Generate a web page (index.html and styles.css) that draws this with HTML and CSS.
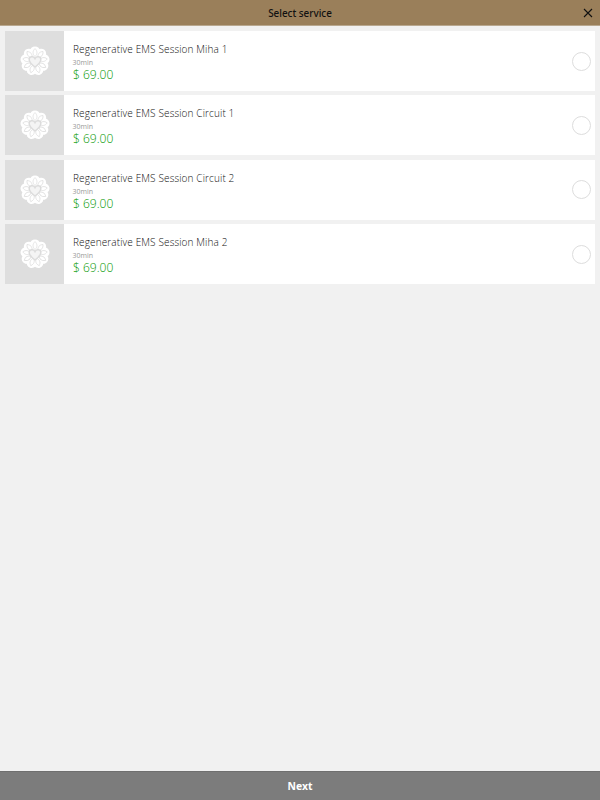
FILE: index.html
```html
<!DOCTYPE html>
<html lang="en">
<head>
<meta charset="utf-8">
<title>Select service</title>
<link rel="stylesheet" href="styles.css">
</head>
<body>
<svg class="defs" width="0" height="0" aria-hidden="true">
  <symbol id="flower" viewBox="0 0 30 30">
    <g fill="#fff" class="lobes">
      <circle cx="15" cy="15" r="11"/>
      <circle cx="15" cy="5.4" r="5"/>
      <circle cx="15" cy="5.4" r="5" transform="rotate(40 15 15)"/>
      <circle cx="15" cy="5.4" r="5" transform="rotate(80 15 15)"/>
      <circle cx="15" cy="5.4" r="5" transform="rotate(120 15 15)"/>
      <circle cx="15" cy="5.4" r="5" transform="rotate(160 15 15)"/>
      <circle cx="15" cy="5.4" r="5" transform="rotate(200 15 15)"/>
      <circle cx="15" cy="5.4" r="5" transform="rotate(240 15 15)"/>
      <circle cx="15" cy="5.4" r="5" transform="rotate(280 15 15)"/>
      <circle cx="15" cy="5.4" r="5" transform="rotate(320 15 15)"/>
    </g>
    <g fill="none" stroke="#e2e2e2" stroke-width="0.9">
      <path d="M15 10.5 C12.4 8 12.4 5.2 15 2.6 C17.6 5.2 17.6 8 15 10.5Z"/>
      <path d="M15 10.5 C12.4 8 12.4 5.2 15 2.6 C17.6 5.2 17.6 8 15 10.5Z" transform="rotate(40 15 15)"/>
      <path d="M15 10.5 C12.4 8 12.4 5.2 15 2.6 C17.6 5.2 17.6 8 15 10.5Z" transform="rotate(80 15 15)"/>
      <path d="M15 10.5 C12.4 8 12.4 5.2 15 2.6 C17.6 5.2 17.6 8 15 10.5Z" transform="rotate(120 15 15)"/>
      <path d="M15 10.5 C12.4 8 12.4 5.2 15 2.6 C17.6 5.2 17.6 8 15 10.5Z" transform="rotate(160 15 15)"/>
      <path d="M15 10.5 C12.4 8 12.4 5.2 15 2.6 C17.6 5.2 17.6 8 15 10.5Z" transform="rotate(200 15 15)"/>
      <path d="M15 10.5 C12.4 8 12.4 5.2 15 2.6 C17.6 5.2 17.6 8 15 10.5Z" transform="rotate(240 15 15)"/>
      <path d="M15 10.5 C12.4 8 12.4 5.2 15 2.6 C17.6 5.2 17.6 8 15 10.5Z" transform="rotate(280 15 15)"/>
      <path d="M15 10.5 C12.4 8 12.4 5.2 15 2.6 C17.6 5.2 17.6 8 15 10.5Z" transform="rotate(320 15 15)"/>
    </g>
    <path fill="#f4f4f4" stroke="#dcdcdc" stroke-width="1.5" d="M15 21 C11 18 9.2 15.6 9.2 13.4 C9.2 10.6 13.4 9.7 15 12.6 C16.6 9.7 20.8 10.6 20.8 13.4 C20.8 15.6 19 18 15 21Z"/>
  </symbol>
</svg>
<div class="page">
  <header class="topbar">
    <span class="topbar-title">Select service</span>
    <svg class="close" viewBox="0 0 10 10" width="10" height="10" aria-label="Close"><path d="M1 1 L9 9 M9 1 L1 9" stroke="#111" stroke-width="1.1" fill="none"/></svg>
  </header>
  <main class="list">
    <article class="row">
      <div class="thumb"><svg class="flower"><use href="#flower"/></svg></div>
      <div class="info"><div class="name">Regenerative EMS Session Miha 1</div><div class="dur">30min</div><div class="price">$ 69.00</div></div>
      <span class="radio"></span>
    </article>
    <article class="row">
      <div class="thumb"><svg class="flower"><use href="#flower"/></svg></div>
      <div class="info"><div class="name">Regenerative EMS Session Circuit 1</div><div class="dur">30min</div><div class="price">$ 69.00</div></div>
      <span class="radio"></span>
    </article>
    <article class="row">
      <div class="thumb"><svg class="flower"><use href="#flower"/></svg></div>
      <div class="info"><div class="name">Regenerative EMS Session Circuit 2</div><div class="dur">30min</div><div class="price">$ 69.00</div></div>
      <span class="radio"></span>
    </article>
    <article class="row">
      <div class="thumb"><svg class="flower"><use href="#flower"/></svg></div>
      <div class="info"><div class="name">Regenerative EMS Session Miha 2</div><div class="dur">30min</div><div class="price">$ 69.00</div></div>
      <span class="radio"></span>
    </article>
  </main>
  <footer class="next">Next</footer>
</div>
</body>
</html>
```
FILE: styles.css
```css
* { box-sizing: border-box; }
html, body { margin: 0; height: 100%; }
body { font-family: "Open Sans", sans-serif; background: #f1f1f1; color: #333; }
.defs { position: absolute; }
.page { height: 800px; display: flex; flex-direction: column; }
.topbar {
  height: 26px; flex: none; background: #9a7f5a; border-bottom: 1px solid #b9a88f;
  display: flex; align-items: center; justify-content: center; position: relative;
}
.topbar-title { font-family: "Noto Sans", sans-serif; font-size: 9.9px; font-weight: 500; color: #111; }
.close { position: absolute; right: 7px; top: 8px; }
.list { flex: 1; padding: 5px 5px 0; display: flex; flex-direction: column; gap: 4.45px; }
.row { height: 60px; background: #fff; display: flex; align-items: center; }
.thumb { width: 59px; height: 60px; background: #dedede; display: flex; align-items: center; justify-content: center; flex: none; }
.flower { width: 30px; height: 30px; }
.info { flex: 1; padding: 2px 0 0 9px; }
.name { font-size: 10px; font-weight: 300; letter-spacing: 0.13px; line-height: 14px; color: #111; }
.dur { font-size: 7px; line-height: 9px; color: #999; margin-top: 2px; margin-left: -0.5px; }
.price { font-size: 12px; font-weight: 300; line-height: 15px; color: #009600; }
.radio { width: 19px; height: 19px; border: 1px solid #ddd; border-radius: 50%; margin-right: 4px; flex: none; }
.next {
  height: 29px; flex: none; background: #7c7c7c; border-top: 1px solid #6f6f6f;
  font-family: "Noto Sans", sans-serif; color: #fff; font-weight: 700; font-size: 10.4px; display: flex; align-items: center; justify-content: center;
}
```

# PROBLEM TO WORK ON:
Restate the full listing verbatim and drop every picture.

# FULL SOLUTION:
Generate a web page (index.html and styles.css) that draws this with HTML and CSS.
FILE: index.html
```html
<!DOCTYPE html>
<html lang="en">
<head>
<meta charset="utf-8">
<title>Select service</title>
<link rel="stylesheet" href="styles.css">
</head>
<body>
<svg class="defs" width="0" height="0" aria-hidden="true">
  <symbol id="flower" viewBox="0 0 30 30">
    <g fill="#fff" class="lobes">
      <circle cx="15" cy="15" r="11"/>
      <circle cx="15" cy="5.4" r="5"/>
      <circle cx="15" cy="5.4" r="5" transform="rotate(40 15 15)"/>
      <circle cx="15" cy="5.4" r="5" transform="rotate(80 15 15)"/>
      <circle cx="15" cy="5.4" r="5" transform="rotate(120 15 15)"/>
      <circle cx="15" cy="5.4" r="5" transform="rotate(160 15 15)"/>
      <circle cx="15" cy="5.4" r="5" transform="rotate(200 15 15)"/>
      <circle cx="15" cy="5.4" r="5" transform="rotate(240 15 15)"/>
      <circle cx="15" cy="5.4" r="5" transform="rotate(280 15 15)"/>
      <circle cx="15" cy="5.4" r="5" transform="rotate(320 15 15)"/>
    </g>
    <g fill="none" stroke="#e2e2e2" stroke-width="0.9">
      <path d="M15 10.5 C12.4 8 12.4 5.2 15 2.6 C17.6 5.2 17.6 8 15 10.5Z"/>
      <path d="M15 10.5 C12.4 8 12.4 5.2 15 2.6 C17.6 5.2 17.6 8 15 10.5Z" transform="rotate(40 15 15)"/>
      <path d="M15 10.5 C12.4 8 12.4 5.2 15 2.6 C17.6 5.2 17.6 8 15 10.5Z" transform="rotate(80 15 15)"/>
      <path d="M15 10.5 C12.4 8 12.4 5.2 15 2.6 C17.6 5.2 17.6 8 15 10.5Z" transform="rotate(120 15 15)"/>
      <path d="M15 10.5 C12.4 8 12.4 5.2 15 2.6 C17.6 5.2 17.6 8 15 10.5Z" transform="rotate(160 15 15)"/>
      <path d="M15 10.5 C12.4 8 12.4 5.2 15 2.6 C17.6 5.2 17.6 8 15 10.5Z" transform="rotate(200 15 15)"/>
      <path d="M15 10.5 C12.4 8 12.4 5.2 15 2.6 C17.6 5.2 17.6 8 15 10.5Z" transform="rotate(240 15 15)"/>
      <path d="M15 10.5 C12.4 8 12.4 5.2 15 2.6 C17.6 5.2 17.6 8 15 10.5Z" transform="rotate(280 15 15)"/>
      <path d="M15 10.5 C12.4 8 12.4 5.2 15 2.6 C17.6 5.2 17.6 8 15 10.5Z" transform="rotate(320 15 15)"/>
    </g>
    <path fill="#f4f4f4" stroke="#dcdcdc" stroke-width="1.5" d="M15 21 C11 18 9.2 15.6 9.2 13.4 C9.2 10.6 13.4 9.7 15 12.6 C16.6 9.7 20.8 10.6 20.8 13.4 C20.8 15.6 19 18 15 21Z"/>
  </symbol>
</svg>
<div class="page">
  <header class="topbar">
    <span class="topbar-title">Select service</span>
    <svg class="close" viewBox="0 0 10 10" width="10" height="10" aria-label="Close"><path d="M1 1 L9 9 M9 1 L1 9" stroke="#111" stroke-width="1.1" fill="none"/></svg>
  </header>
  <main class="list">
    <article class="row">
      <div class="thumb"><svg class="flower"><use href="#flower"/></svg></div>
      <div class="info"><div class="name">Regenerative EMS Session Miha 1</div><div class="dur">30min</div><div class="price">$ 69.00</div></div>
      <span class="radio"></span>
    </article>
    <article class="row">
      <div class="thumb"><svg class="flower"><use href="#flower"/></svg></div>
      <div class="info"><div class="name">Regenerative EMS Session Circuit 1</div><div class="dur">30min</div><div class="price">$ 69.00</div></div>
      <span class="radio"></span>
    </article>
    <article class="row">
      <div class="thumb"><svg class="flower"><use href="#flower"/></svg></div>
      <div class="info"><div class="name">Regenerative EMS Session Circuit 2</div><div class="dur">30min</div><div class="price">$ 69.00</div></div>
      <span class="radio"></span>
    </article>
    <article class="row">
      <div class="thumb"><svg class="flower"><use href="#flower"/></svg></div>
      <div class="info"><div class="name">Regenerative EMS Session Miha 2</div><div class="dur">30min</div><div class="price">$ 69.00</div></div>
      <span class="radio"></span>
    </article>
  </main>
  <footer class="next">Next</footer>
</div>
</body>
</html>
```
FILE: styles.css
```css
* { box-sizing: border-box; }
html, body { margin: 0; height: 100%; }
body { font-family: "Open Sans", sans-serif; background: #f1f1f1; color: #333; }
.defs { position: absolute; }
.page { height: 800px; display: flex; flex-direction: column; }
.topbar {
  height: 26px; flex: none; background: #9a7f5a; border-bottom: 1px solid #b9a88f;
  display: flex; align-items: center; justify-content: center; position: relative;
}
.topbar-title { font-family: "Noto Sans", sans-serif; font-size: 9.9px; font-weight: 500; color: #111; }
.close { position: absolute; right: 7px; top: 8px; }
.list { flex: 1; padding: 5px 5px 0; display: flex; flex-direction: column; gap: 4.45px; }
.row { height: 60px; background: #fff; display: flex; align-items: center; }
.thumb { width: 59px; height: 60px; background: #dedede; display: flex; align-items: center; justify-content: center; flex: none; }
.flower { width: 30px; height: 30px; }
.info { flex: 1; padding: 2px 0 0 9px; }
.name { font-size: 10px; font-weight: 300; letter-spacing: 0.13px; line-height: 14px; color: #111; }
.dur { font-size: 7px; line-height: 9px; color: #999; margin-top: 2px; margin-left: -0.5px; }
.price { font-size: 12px; font-weight: 300; line-height: 15px; color: #009600; }
.radio { width: 19px; height: 19px; border: 1px solid #ddd; border-radius: 50%; margin-right: 4px; flex: none; }
.next {
  height: 29px; flex: none; background: #7c7c7c; border-top: 1px solid #6f6f6f;
  font-family: "Noto Sans", sans-serif; color: #fff; font-weight: 700; font-size: 10.4px; display: flex; align-items: center; justify-content: center;
}
```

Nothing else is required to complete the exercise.